Let them say they’re not doing this if the PN’s leadership is not, even now, as we speak, soliciting money from construction magnates merely to pay themselves and their staff a salary. I doubt there’s a smidgen of intent in their minds to transform those donations into unlawful, illicit or illegal promises. But can they be sure their donors have no such smidgen of intent?
How do we solve this? Simply switching parties in government doesn’t begin to do this.
The change needs to be in the system’s design, not in just another cycle of a dirty laundry machine.

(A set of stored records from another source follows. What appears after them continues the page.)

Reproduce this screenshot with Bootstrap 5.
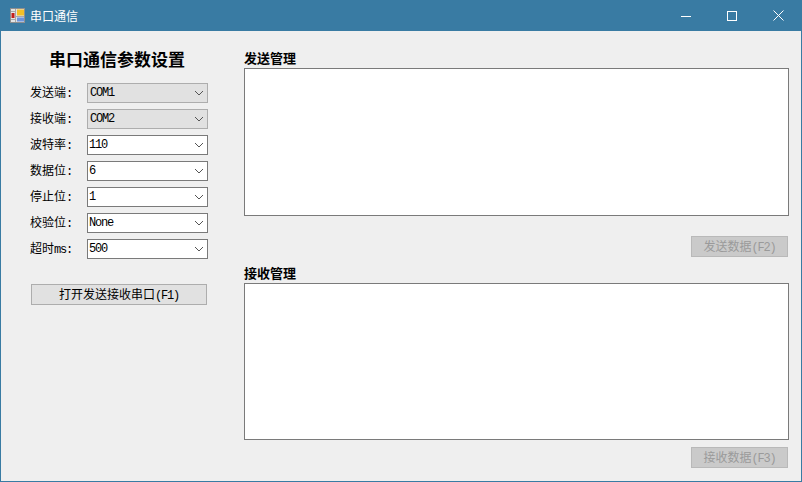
<!DOCTYPE html>
<html lang="zh">
<head>
<meta charset="utf-8">
<title>串口通信</title>
<link href="https://cdn.jsdelivr.net/npm/bootstrap@5.3.0/dist/css/bootstrap.min.css" rel="stylesheet">
<style>
html,body{height:100%;margin:0;overflow:hidden}
body{font-family:"Noto Sans CJK SC",sans-serif;font-size:12px;color:#000;background:#efefef}
.lat{font-family:"Liberation Mono",monospace;font-size:12px;letter-spacing:-1.2px}
.win{width:802px;height:482px;border:1px solid #397ba3;border-top:0;background:#efefef}
.tbar{height:31px;background:#397ba3;color:#fff;padding-left:9px;flex:none}
.tname{font-size:12px;margin-left:5px;line-height:31px}
.wbtn{width:46px;height:31px;display:flex;align-items:center;justify-content:center}
.wrap{flex:1;min-height:0}
.leftp{width:243px;flex:none;padding:17px 0 0 29px}
.ttl{width:174px;font-weight:700;font-size:17px;line-height:22px;margin-bottom:13px;text-align:center}
.frow{height:20px;margin-bottom:6px}
.lbl{width:57px;flex:none;font-size:12px;line-height:18px}
.cmb{width:121px;height:20px;border:1px solid #7a7a7a;background:#fff;padding:0 3px 0 1px;line-height:18px}
.cmb.off{border-color:#adadad;background:#e1e1e1;padding-left:2px}
.btn.opn{width:176px;height:21px;margin:25px 0 0 1px;border:1px solid #adadad;background:#e1e1e1;border-radius:0;padding:0;font-size:12px;line-height:18px;color:#000}
.rightp{flex:1;padding-top:17px;padding-right:12px}
.sect{font-weight:700;font-size:13px;line-height:19px;height:20px}
.tx{display:block;width:545px;border:1px solid #7a7a7a;background:#fff;border-radius:0;padding:0;resize:none;outline:0}
.t1{height:148px}
.t2{height:157px}
.btn.act:disabled{width:97px;height:21px;border:1px solid #b9b9b9;background:#cacaca;color:#9a9a9a;border-radius:0;padding:0;font-size:12px;line-height:18px;opacity:1}
.actbar{padding-right:1px}
.btn.act.a1{margin-top:20px;margin-bottom:6px}
.btn.act.a2{margin-top:7px}
</style>
</head>
<body>
<div class="win d-flex flex-column">
  <div class="tbar d-flex align-items-center">
    <svg width="15" height="15" viewBox="0 0 15 15"><rect x=".5" y=".5" width="14" height="14" fill="#e4e4e4" stroke="#8f8f8f"/><path d="M5.500 1v13M1 3.500h4M1 11.500h4M6 8.500h8" stroke="#a8a8a8" fill="none"/><rect x="1.500" y="5" width="3" height="5" fill="#c4201c"/><rect x="7" y="1.500" width="7" height="6" fill="#f4c025"/><rect x="7" y="9.500" width="7" height="4" fill="#6d94dc"/></svg>
    <span class="tname">串口通信</span>
    <div class="ms-auto d-flex">
      <div class="wbtn"><svg width="10" height="10" viewBox="0 0 10 10"><path d="M0 5.500h10" stroke="#fff" fill="none"/></svg></div>
      <div class="wbtn"><svg width="10" height="10" viewBox="0 0 10 10"><rect x=".5" y=".5" width="9" height="9" stroke="#fff" fill="none"/></svg></div>
      <div class="wbtn"><svg width="11" height="11" viewBox="0 0 11 11"><path d="M.5.5l10 10M10.500.5l-10 10" stroke="#fff" fill="none"/></svg></div>
    </div>
  </div>
  <div class="wrap d-flex">
    <div class="leftp">
      <div class="ttl">串口通信参数设置</div>
      <div class="frow d-flex"><span class="lbl">发送端<span class="lat">:</span></span><div class="cmb off d-flex align-items-center justify-content-between"><span class="lat">COM1</span><svg width="10" height="6" viewBox="0 0 10 6"><path d="M1 1l4 4 4-4" stroke="#555" fill="none"/></svg></div></div>
      <div class="frow d-flex"><span class="lbl">接收端<span class="lat">:</span></span><div class="cmb off d-flex align-items-center justify-content-between"><span class="lat">COM2</span><svg width="10" height="6" viewBox="0 0 10 6"><path d="M1 1l4 4 4-4" stroke="#555" fill="none"/></svg></div></div>
      <div class="frow d-flex"><span class="lbl">波特率<span class="lat">:</span></span><div class="cmb d-flex align-items-center justify-content-between"><span class="lat">110</span><svg width="10" height="6" viewBox="0 0 10 6"><path d="M1 1l4 4 4-4" stroke="#555" fill="none"/></svg></div></div>
      <div class="frow d-flex"><span class="lbl">数据位<span class="lat">:</span></span><div class="cmb d-flex align-items-center justify-content-between"><span class="lat">6</span><svg width="10" height="6" viewBox="0 0 10 6"><path d="M1 1l4 4 4-4" stroke="#555" fill="none"/></svg></div></div>
      <div class="frow d-flex"><span class="lbl">停止位<span class="lat">:</span></span><div class="cmb d-flex align-items-center justify-content-between"><span class="lat">1</span><svg width="10" height="6" viewBox="0 0 10 6"><path d="M1 1l4 4 4-4" stroke="#555" fill="none"/></svg></div></div>
      <div class="frow d-flex"><span class="lbl">校验位<span class="lat">:</span></span><div class="cmb d-flex align-items-center justify-content-between"><span class="lat">None</span><svg width="10" height="6" viewBox="0 0 10 6"><path d="M1 1l4 4 4-4" stroke="#555" fill="none"/></svg></div></div>
      <div class="frow d-flex"><span class="lbl">超时<span class="lat">ms:</span></span><div class="cmb d-flex align-items-center justify-content-between"><span class="lat">500</span><svg width="10" height="6" viewBox="0 0 10 6"><path d="M1 1l4 4 4-4" stroke="#555" fill="none"/></svg></div></div>
      <button type="button" class="btn opn d-block">打开发送接收串口<span class="lat">(F1)</span></button>
    </div>
    <div class="rightp">
      <div class="sect">发送管理</div>
      <textarea class="form-control tx t1" aria-label="发送管理"></textarea>
      <div class="actbar d-flex justify-content-end"><button type="button" class="btn act a1" disabled>发送数据<span class="lat">(F2)</span></button></div>
      <div class="sect">接收管理</div>
      <textarea class="form-control tx t2" aria-label="接收管理"></textarea>
      <div class="actbar d-flex justify-content-end"><button type="button" class="btn act a2" disabled>接收数据<span class="lat">(F3)</span></button></div>
    </div>
  </div>
</div>
<script src="https://cdn.jsdelivr.net/npm/bootstrap@5.3.0/dist/js/bootstrap.bundle.min.js"></script>
</body>
</html>
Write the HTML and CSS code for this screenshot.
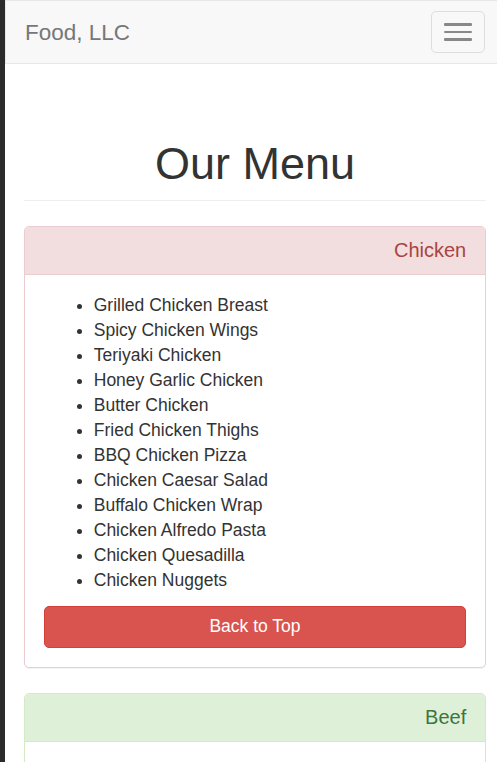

Businesses, construction and otherwise, family-owned or publicly listed, purely domestic or international, should contribute out of their profits for the cost of Malta’s democracy. It is in their interest to do so. It is the cost they must pay for the economic benefit of political stability, sound economic visibility, and the guarantee that the law rules which they need it to, to make their own way to success. Part of the cost goes towards the protection they are entitled to from extortionate people of power soliciting money from them without warning.
Let business pay, out of higher corporate tax, the cost of funding political parties properly. Sandro Chetcuti says political parties should be funded by the state. The state of course includes him and his members. Out of their wealth, and, in proportion to others, out of everybody else’s wealth, the cost of democracy should be paid.
But it can’t happen on the back of WhatsApp messages, wads of cash in spittle-licked envelopes, and vague promises of mutual back scratching. That is the still acceptable face of Edward Zammit Lewis on his knees with his nose in Yorgen Fenech’s crotch. Sandro Chetcuti is prompt to remind us that not all business people are Yorgen Fenech. True. Indeed, not all politicians are Edward Zammit Lewis.
But whether we see them do it or not, when they’re on their knees, with their noses in rich people’s crotches, we’re the ones doing the sucking.